*PROBLEM*:
Give the count of lines containing the string "Tailwind", with no other output.

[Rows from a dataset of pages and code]
##########

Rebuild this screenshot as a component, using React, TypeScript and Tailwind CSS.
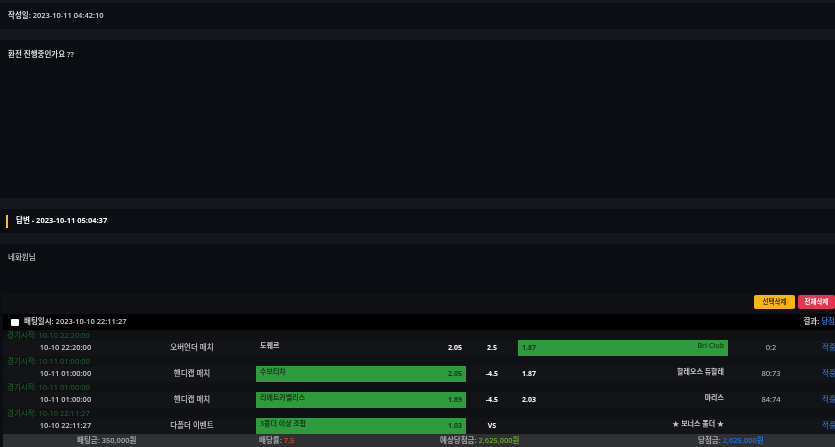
const font = "font-['Open_Sans','Noto_Sans_CJK_KR',sans-serif]";

type Bet = {
  start: string;
  time: string;
  kind: string;
  home: string;
  homeOdds: string;
  line: string;
  awayOdds: string;
  away: string;
  score: string;
  homePicked: boolean;
  awayPicked: boolean;
};

const bets: Bet[] = [
  { start: "10-10 22:20:00", time: "10-10 22:20:00", kind: "오버언더 매치", home: "도퀘르", homeOdds: "2.05", line: "2.5", awayOdds: "1.87", away: "Bri Club", score: "0:2", homePicked: false, awayPicked: true },
  { start: "10-11 01:00:00", time: "10-11 01:00:00", kind: "핸디캡 매치", home: "수보티차", homeOdds: "2.05", line: "-4.5", awayOdds: "1.87", away: "할레오스 듀할레", score: "80:73", homePicked: true, awayPicked: false },
  { start: "10-11 01:00:00", time: "10-11 01:00:00", kind: "핸디캡 매치", home: "리에트카벨리스", homeOdds: "1.89", line: "-4.5", awayOdds: "2.03", away: "마리스", score: "84:74", homePicked: true, awayPicked: false },
  { start: "10-10 22:11:27", time: "10-10 22:11:27", kind: "다폴더 이벤트", home: "3폴더 이상 조합", homeOdds: "1.03", line: "VS", awayOdds: "", away: "★ 보너스 폴더 ★", score: "", homePicked: true, awayPicked: false },
];

const Band = () => <div className="h-[11px] bg-[#14171d]" />;

const BetRow = ({ bet }: { bet: Bet }) => (
  <>
    <div className="h-[10px] pl-[4px] text-[7.5px] leading-[10px] text-[#1c6e29]">경기시작: {bet.start}</div>
    <div className="grid h-[16px] grid-cols-[125px_128px_210px_52px_210px_86px_1fr] items-center bg-[#131417] text-[7.5px] text-[#c9c9c9]">
      <div className="text-center font-semibold">{bet.time}</div>
      <div className="text-center font-medium">{bet.kind}</div>
      <div className={`flex h-full items-start justify-between px-[4px] pt-[1px] text-[7px] ${bet.homePicked ? "bg-[#2f9a3e] text-[#14391a]" : ""}`}>
        <span className="font-semibold leading-[10px]">{bet.home}</span>
        <span className={`self-center font-bold ${bet.homePicked ? "" : "text-white"}`}>{bet.homeOdds}</span>
      </div>
      <div className="text-center text-[7px] font-bold text-white">{bet.line}</div>
      <div className={`flex h-full items-start justify-between px-[4px] pt-[1px] text-[7px] ${bet.awayPicked ? "bg-[#2f9a3e] text-[#14391a]" : ""}`}>
        <span className={`self-center font-bold ${bet.awayPicked ? "" : "text-white"}`}>{bet.awayOdds}</span>
        <span className="font-semibold leading-[10px]">{bet.away}</span>
      </div>
      <div className="text-center font-medium">{bet.score}</div>
      <div className="whitespace-nowrap pl-[8px] font-medium text-[#2c6fd0]">적중</div>
    </div>
  </>
);

export default function App() {
  return (
    <div className={`h-[447px] w-[835px] overflow-hidden bg-[#0a0d11] blur-[0.3px] ${font}`}>
      <div className="h-[3px] bg-[#14171d]" />
      <div className="flex h-[26px] items-center bg-[#0c0e13] pl-[8px] text-[7.5px] font-semibold text-[#d8d8d8]">
        작성일: 2023-10-11 04:42:10
      </div>
      <Band />
      <div className="h-[158px] pl-[8px] pt-[7px] text-[7.5px] font-semibold leading-[14px] text-[#d8d8d8]">
        환전 진행중인가요 ??
      </div>
      <Band />
      <div className="flex h-[24px] items-center bg-[#0c0e13] pl-[6px]">
        <div className="h-[13px] w-[2px] bg-[#f2c037]" />
        <span className="ml-[8px] text-[7.5px] font-bold text-white">답변 - 2023-10-11 05:04:37</span>
      </div>
      <Band />
      <div className="h-[50px] pl-[8px] pt-[6px] text-[7.5px] font-medium leading-[14px] text-[#c8c8c8]">
        네화원님
      </div>
      <div className="ml-[3px] h-[153px] bg-[#0f1114]">
        <div className="flex h-[20px] items-start justify-end gap-[3px] pt-[1px]">
          <button className="h-[14px] w-[41px] rounded-[2px] bg-[#f7b512] text-[6.5px] font-semibold text-[#4a3500]">선택삭제</button>
          <button className="h-[14px] w-[37px] rounded-[2px] bg-[#e5364f] text-[6.5px] font-semibold text-white">전체삭제</button>
        </div>
        <div className="flex h-[16px] items-center justify-between bg-black pl-[8px] text-[7.5px] font-semibold text-[#d0d0d0]">
          <div className="flex items-center">
            <span className="h-[7px] w-[8px] rounded-[1px] bg-white" />
            <span className="ml-[5px]">배팅일시: 2023-10-10 22:11:27</span>
          </div>
          <div className="whitespace-nowrap">
            결과: <span className="text-[#2c6fd0]">당첨</span>
          </div>
        </div>
        {bets.map((bet, i) => (
          <BetRow key={i} bet={bet} />
        ))}
        <div className="grid h-[13px] grid-cols-[213px_150px_196px_1fr] items-center bg-[#2e3032] text-[7.5px] font-semibold text-[#a9a9a9]">
          <div className="pl-[74px]">배팅금: 350,000원</div>
          <div className="pl-[43px]">배당률: <span className="text-[#d2521e]">7.5</span></div>
          <div className="pl-[74px]">예상당첨금: <span className="text-[#6fa52f]">2,625,000원</span></div>
          <div className="pl-[136px]">당첨금: <span className="text-[#2c6fd0]">2,625,000원</span></div>
        </div>
      </div>
    </div>
  );
}
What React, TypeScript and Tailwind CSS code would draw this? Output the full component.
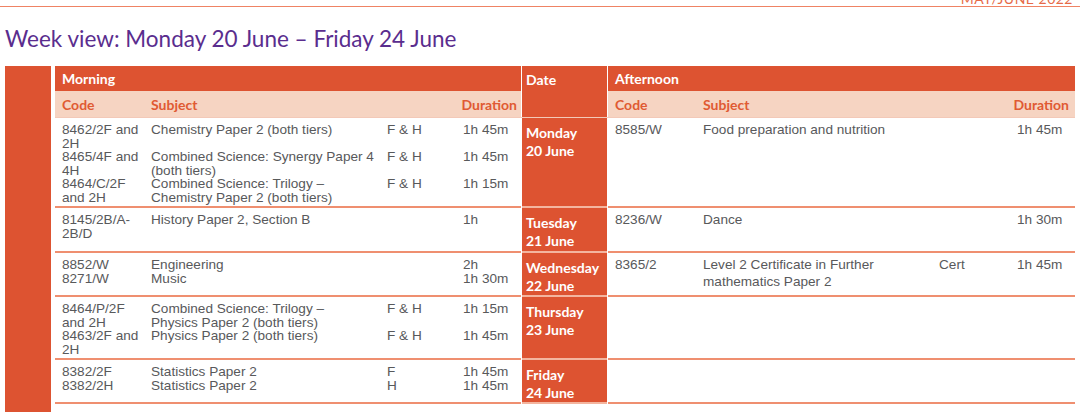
import React from 'react'

type Entry = {
  code: string[]
  subject: string[]
  tier?: string
  duration: string[]
}

type Day = {
  day: string
  date: string
  height: string
  morning: Entry[]
  afternoon: Entry[]
  afternoonLoose?: boolean
}

const days: Day[] = [
  {
    day: 'Monday',
    date: '20 June',
    height: 'h-[90px]',
    morning: [
      { code: ['8462/2F and', '2H'], subject: ['Chemistry Paper 2 (both tiers)'], tier: 'F & H', duration: ['1h 45m'] },
      { code: ['8465/4F and', '4H'], subject: ['Combined Science: Synergy Paper 4', '(both tiers)'], tier: 'F & H', duration: ['1h 45m'] },
      { code: ['8464/C/2F', 'and 2H'], subject: ['Combined Science: Trilogy –', 'Chemistry Paper 2 (both tiers)'], tier: 'F & H', duration: ['1h 15m'] },
    ],
    afternoon: [{ code: ['8585/W'], subject: ['Food preparation and nutrition'], duration: ['1h 45m'] }],
  },
  {
    day: 'Tuesday',
    date: '21 June',
    height: 'h-[45px]',
    morning: [{ code: ['8145/2B/A-', '2B/D'], subject: ['History Paper 2, Section B'], duration: ['1h'] }],
    afternoon: [{ code: ['8236/W'], subject: ['Dance'], duration: ['1h 30m'] }],
  },
  {
    day: 'Wednesday',
    date: '22 June',
    height: 'h-[44px]',
    morning: [
      { code: ['8852/W', '8271/W'], subject: ['Engineering', 'Music'], duration: ['2h', '1h 30m'] },
    ],
    afternoon: [
      { code: ['8365/2'], subject: ['Level 2 Certificate in Further', 'mathematics Paper 2'], tier: 'Cert', duration: ['1h 45m'] },
    ],
    afternoonLoose: true,
  },
  {
    day: 'Thursday',
    date: '23 June',
    height: 'h-[63px]',
    morning: [
      { code: ['8464/P/2F', 'and 2H'], subject: ['Combined Science: Trilogy –', 'Physics Paper 2 (both tiers)'], tier: 'F & H', duration: ['1h 15m'] },
      { code: ['8463/2F and', '2H'], subject: ['Physics Paper 2 (both tiers)'], tier: 'F & H', duration: ['1h 45m'] },
    ],
    afternoon: [],
  },
  {
    day: 'Friday',
    date: '24 June',
    height: 'h-[44px]',
    morning: [
      { code: ['8382/2F', '8382/2H'], subject: ['Statistics Paper 2', 'Statistics Paper 2'], tier: 'F\nH', duration: ['1h 45m', '1h 45m'] },
    ],
    afternoon: [],
  },
]

const heading = { fontFamily: 'Lato, "Open Sans", sans-serif' }
const body = { fontFamily: '"Liberation Sans", Arial, sans-serif' }

function Lines({ lines }: { lines: string[] }) {
  return (
    <>
      {lines.map((l, i) => (
        <div key={i}>{l}</div>
      ))}
    </>
  )
}

function Entries({ entries, cols, loose }: { entries: Entry[]; cols: string; loose?: boolean }) {
  return (
    <div
      className={`pl-[7px] text-[13.6px] text-[#58595b] ${loose ? 'pt-[3px] leading-[17px]' : 'pt-[5px] leading-[13.5px]'}`}
      style={body}
    >
      {entries.map((e, i) => (
        <div key={i} className={`grid ${cols}`}>
          <div><Lines lines={e.code} /></div>
          <div><Lines lines={e.subject} /></div>
          <div className="whitespace-pre-line">{e.tier}</div>
          <div><Lines lines={e.duration} /></div>
        </div>
      ))}
    </div>
  )
}

const morningCols = 'grid-cols-[89px_236px_76px_1fr]'
const afternoonCols = 'grid-cols-[88px_236px_78px_1fr]'

export default function App() {
  return (
    <div className="w-[1080px] h-[412px] overflow-hidden bg-white">
      <div className="flex justify-end items-end h-[6px] overflow-hidden pr-[7px]">
        <span className="text-[14px] leading-none tracking-[0.5px] text-[#e66a48]" style={heading}>
          MAY/JUNE 2022
        </span>
      </div>
      <div className="h-px bg-[#ef8364]" />

      <h1 className="mt-[17px] px-[5px] text-[22.5px] leading-[30px] text-[#5a2d8e]" style={heading}>
        Week view: Monday 20 June – Friday 24 June
      </h1>

      <div className="mt-[12px] flex gap-[4px] px-[5px]">
        <div className="w-[46px] h-[360px] shrink-0 bg-[#dd5331]" />

        <div className="flex-1 flex flex-col">
          {/* header rows */}
          <div className="grid grid-cols-[466px_85px_1fr] gap-x-px">
            <div className="flex flex-col">
              <div className="h-[25px] bg-[#dd5331] flex items-center pl-[7px] text-[14px] font-bold text-white" style={heading}>
                Morning
              </div>
              <div className="h-[26px] bg-[#f6d4c2] flex items-center pl-[7px] pr-[4px] text-[14px] font-bold text-[#e05a33]" style={heading}>
                <span className="w-[89px]">Code</span>
                <span className="flex-1">Subject</span>
                <span>Duration</span>
              </div>
            </div>
            <div className="bg-[#dd5331] pl-[4px] pt-[3px] text-[14px] font-bold text-white" style={heading}>
              Date
            </div>
            <div className="flex flex-col">
              <div className="h-[25px] bg-[#dd5331] flex items-center pl-[7px] text-[14px] font-bold text-white" style={heading}>
                Afternoon
              </div>
              <div className="h-[26px] bg-[#f6d4c2] flex items-center pl-[7px] pr-[6px] text-[14px] font-bold text-[#e05a33]" style={heading}>
                <span className="w-[88px]">Code</span>
                <span className="flex-1">Subject</span>
                <span>Duration</span>
              </div>
            </div>
          </div>

          <div className="h-px bg-[#f3c9b8]" />

          {days.map((d) => (
            <div key={d.day} className={`grid grid-cols-[466px_85px_1fr] gap-x-px ${d.height}`}>
              <div className="border-b-2 border-[#ef8f70]">
                <Entries entries={d.morning} cols={morningCols} />
              </div>
              <div
                className="bg-[#dd5331] border-b-2 border-[#f3b59f] pl-[4px] pt-[6px] text-[14px] leading-[18px] font-bold text-white"
                style={heading}
              >
                <div>{d.day}</div>
                <div>{d.date}</div>
              </div>
              <div className="border-b-2 border-[#ef8f70]">
                <Entries entries={d.afternoon} cols={afternoonCols} loose={d.afternoonLoose} />
              </div>
            </div>
          ))}
        </div>
      </div>
    </div>
  )
}
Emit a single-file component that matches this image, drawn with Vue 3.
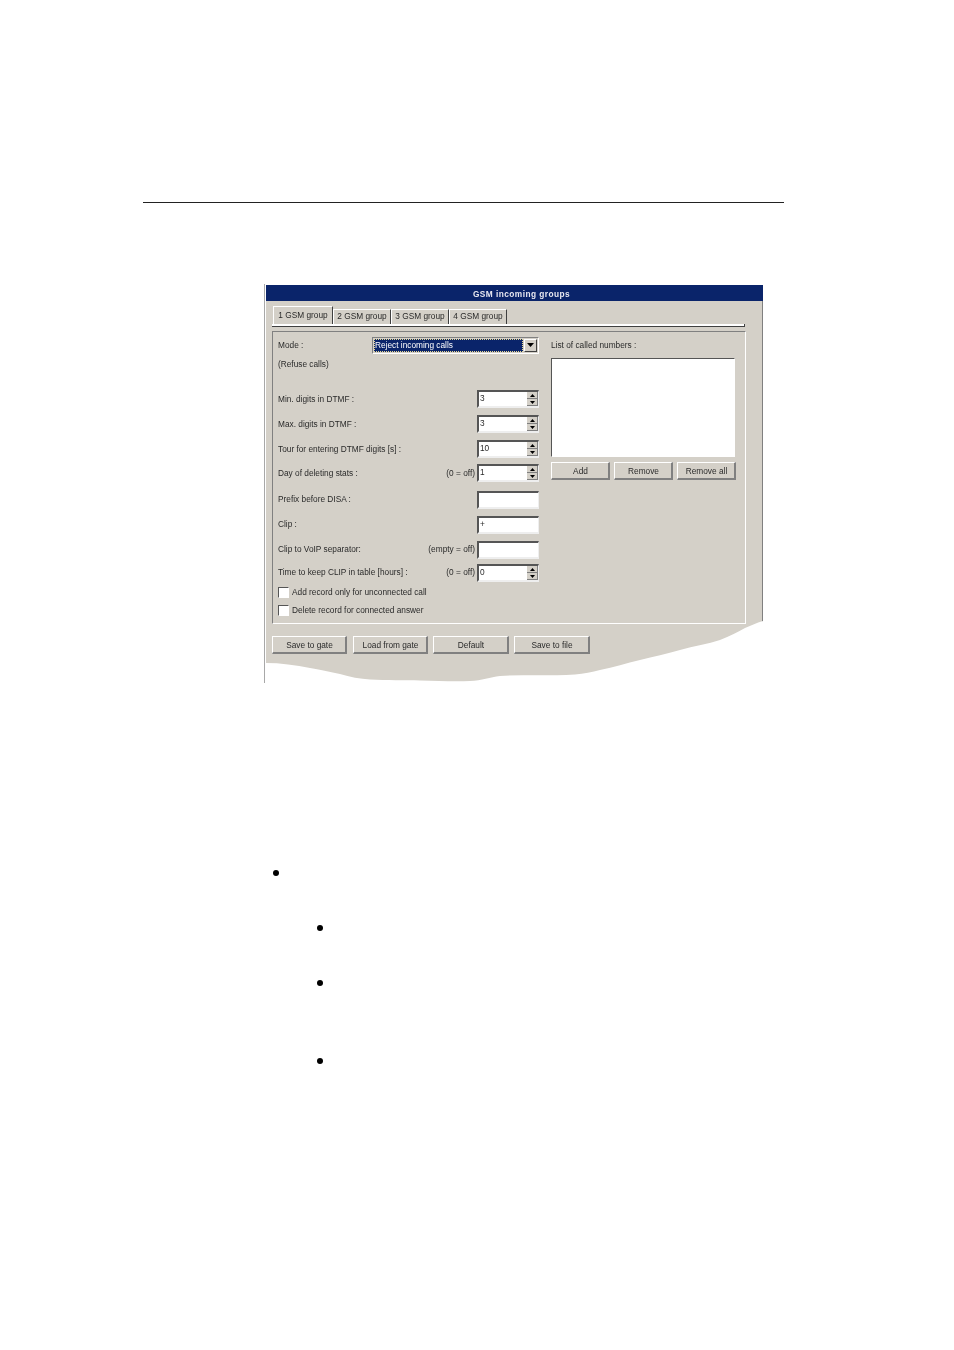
<script setup>
const tabs = ['1 GSM group', '2 GSM group', '3 GSM group', '4 GSM group']
const rows = [
  { label: 'Min. digits in DTMF :', value: '3', spin: true, cls: 'first' },
  { label: 'Max. digits in DTMF :', value: '3', spin: true },
  { label: 'Tour for entering DTMF digits [s] :', value: '10', spin: true },
  { label: 'Day of deleting stats :', hint: '(0 = off)', value: '1', spin: true, cls: 'tight' },
  { label: 'Prefix before DISA :', value: '', cls: 'wide up' },
  { label: 'Clip :', value: '+', cls: 'up' },
  { label: 'Clip to VoIP separator:', hint: '(empty = off)', value: '', cls: 'up' },
  { label: 'Time to keep CLIP in table [hours] :', hint: '(0 = off)', value: '0', spin: true, cls: 'last up' }
]
const checks = ['Add record only for unconnected call', 'Delete record for connected answer']
const listButtons = ['Add', 'Remove', 'Remove all']
const footButtons = ['Save to gate', 'Load from gate', 'Default', 'Save to file']
const bullets = ['b0', 'b1', 'b2', 'b3']
</script>

<template>
  <div class="page">
    <div class="rule"></div>
    <div class="figure">
      <div class="dialog">
        <div class="title">GSM incoming groups</div>
        <div class="tabs">
          <div v-for="(t, i) in tabs" :key="t" class="tab" :class="{ active: i === 0 }">{{ t }}</div>
        </div>
        <div class="pane-line"></div>
        <div class="group">
          <div class="left">
            <div class="mode">
              <span>Mode :</span>
              <div class="combo">
                <div class="combo-value"><span>Reject incoming calls</span></div>
                <div class="arrow-btn">
                  <svg width="7" height="4" viewBox="0 0 7 4"><path d="M0 0h7L3.500 4z" fill="#000" /></svg>
                </div>
              </div>
            </div>
            <div class="refuse">(Refuse calls)</div>
            <div v-for="r in rows" :key="r.label" class="row" :class="r.cls">
              <span class="label">{{ r.label }}</span>
              <span v-if="r.hint" class="hint">{{ r.hint }}</span>
              <div class="field">
                <span class="val">{{ r.value }}</span>
                <div v-if="r.spin" class="spin">
                  <div class="spin-btn"><svg width="5" height="3" viewBox="0 0 5 3"><path d="M2.500 0L5 3H0z" fill="#000" /></svg></div>
                  <div class="spin-btn"><svg width="5" height="3" viewBox="0 0 5 3"><path d="M0 0h5L2.500 3z" fill="#000" /></svg></div>
                </div>
              </div>
            </div>
            <div class="checks">
              <div v-for="c in checks" :key="c" class="check"><i class="box"></i><span>{{ c }}</span></div>
            </div>
          </div>
          <div class="right">
            <div class="list-label">List of called numbers :</div>
            <div class="listbox"></div>
            <div class="list-btns">
              <div v-for="b in listButtons" :key="b" class="btn">{{ b }}</div>
            </div>
          </div>
        </div>
        <div class="foot">
          <div v-for="b in footButtons" :key="b" class="btn foot-btn">{{ b }}</div>
        </div>
        <svg class="torn" width="497" height="397" viewBox="0 0 497 397">
          <path d="M0 378C14 378 30 380 44 383C56 385 64 387 74 389C84 392 94 394 104 394.500C120 395.500 140 395 154 395.500C172 396 190 396.500 204 396C216 395.500 224 392 234 391C258 389.500 286 391 309 389.500C318 388.500 326 387 334 385C348 382 360 378.500 374 375C388 371.500 400 369 414 365C428 361 442 359 454 355C464 351 472 347 479 343C486 340 490 338 497 336V397H0z" fill="#fff" />
        </svg>
      </div>
    </div>
    <div class="bullets">
      <i v-for="b in bullets" :key="b" class="dot" :class="b"></i>
    </div>
  </div>
</template>

<style>
html, body { margin: 0; background: #fff; }
</style>

<style scoped>
.page { width: 954px; height: 1350px; background: #fff; overflow: hidden; font-family: "Liberation Sans", Arial, sans-serif; }
.rule { height: 1px; width: 641px; margin-left: 143px; background: #222; position: relative; top: 202px; }
.figure { margin: 283px 0 0 264px; width: 499px; height: 399px; border-left: 1px solid #a8a8a8; padding-left: 1px; box-sizing: border-box; padding-top: 1px; }
.dialog { position: relative; width: 497px; height: 397px; background: #d4d0c8; font-size: 8.3px; color: #2a2a2a; border-right: 1px solid #808080; box-sizing: border-box; }
.dialog > *:not(.torn) { filter: blur(0.3px); }
.title { height: 16px; background: #0a246a; color: #e8e8f0; font-weight: 700; font-size: 8.3px; letter-spacing: .45px; line-height: 18px; text-align: center; padding-left: 14px; margin-right: -1px; }
.tabs { display: flex; align-items: flex-end; margin: 6px 0 0 7px; height: 17px; }
.tab { width: 58px; height: 15px; line-height: 12px; text-align: center; border-top: 1px solid #fff; border-left: 1px solid #fff; border-right: 1px solid #404040; box-sizing: border-box; }
.tab.active { width: 60px; height: 18px; line-height: 16px; }
.pane-line { height: 2px; margin: 0 17px 0 6px; background: #fff; border-bottom: 1px solid #404040; border-right: 1px solid #404040; }
.group { display: flex; gap: 12px; height: 293px; width: 474px; margin: 4px 0 0 6px; padding: 5px 0 0 5px; box-sizing: border-box; border-top: 1px solid #808080; border-left: 1px solid #808080; border-right: 1px solid #fff; border-bottom: 1px solid #fff; }
.left { width: 261px; flex: none; }
.mode { display: flex; align-items: center; justify-content: space-between; height: 16px; }
.combo { width: 167px; height: 17px; display: flex; align-items: center; border: 1px solid #fff; border-top-color: #808080; border-left-color: #808080; box-sizing: border-box; }
.combo-value { flex: 1; height: 13px; margin-left: 1px; background: #0a246a; color: #fff; line-height: 13px; padding-left: 1px; outline: 1px dotted #e8d890; outline-offset: -1px; }
.arrow-btn { width: 13px; height: 13px; margin: 0 1px; display: flex; align-items: center; justify-content: center; background: #d4d0c8; border: 1px solid #fff; border-right-color: #404040; border-bottom-color: #404040; box-sizing: border-box; }
.refuse { height: 12px; line-height: 12px; margin-top: 5px; }
.row { display: flex; align-items: center; height: 18px; margin-top: 7px; }
.row.first { margin-top: 20px; }
.row.tight { margin-top: 6px; }
.row.wide { margin-top: 9px; }
.row.last { margin-top: 5px; }
.row.up .label, .row.up .hint { padding-bottom: 3px; }
.label { flex: 1; }
.hint { margin-right: 2px; }
.field { width: 62px; height: 18px; flex: none; display: flex; justify-content: space-between; align-items: center; background: #fff; border: 2px solid #d4d0c8; border-top-color: #555; border-left-color: #555; border-right: 1px solid #eee; border-bottom-color: #eee; box-sizing: border-box; }
.val { padding-left: 1px; line-height: 12px; padding-bottom: 3px; }
.spin { width: 11px; height: 14px; display: flex; flex-direction: column; }
.spin-btn { flex: 1; display: flex; align-items: center; justify-content: center; background: #d4d0c8; border-right: 1px solid #808080; border-bottom: 1px solid #808080; }
.checks { margin-top: 3px; }
.check { display: flex; align-items: center; gap: 3px; height: 14px; margin-bottom: 4px; }
.box { width: 9px; height: 9px; background: #fff; border: 1px solid #fff; border-top-color: #555; border-left-color: #555; flex: none; }
.right { width: 185px; flex: none; }
.list-label { height: 14px; line-height: 14px; margin-top: 1px; }
.listbox { height: 99px; width: 184px; margin-top: 6px; background: #fff; box-sizing: border-box; border: 1px solid #fff; border-top-color: #555; border-left-color: #555; }
.list-btns { display: grid; grid-template-columns: repeat(3, 59px); gap: 4px; margin-top: 5px; }
.btn { height: 18px; line-height: 17px; padding-left: 1px; text-align: center; box-sizing: border-box; background: #d4d0c8; border: 1px solid #fff; border-right: 2px solid #808080; border-bottom: 2px solid #808080; }
.foot { display: flex; margin: 12px 0 0 6px; }
.foot-btn { width: 75px; margin-right: 6px; }
.foot-btn:nth-child(n+2) { margin-right: 5px; }
.foot-btn:nth-child(n+3) { width: 76px; }
.torn { position: absolute; left: 0; top: 0; }
.bullets { position: relative; top: 0; margin-top: 187px; display: flex; flex-direction: column; }
.dot { width: 6px; height: 6px; border-radius: 50%; background: #000; display: block; margin-left: 317px; }
.dot.b0 { margin-left: 273px; margin-top: 0; }
.dot.b1 { margin-top: 49px; }
.dot.b2 { margin-top: 49px; }
.dot.b3 { margin-top: 72px; }
</style>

##########

*EXERCISE SOLUTION*:
2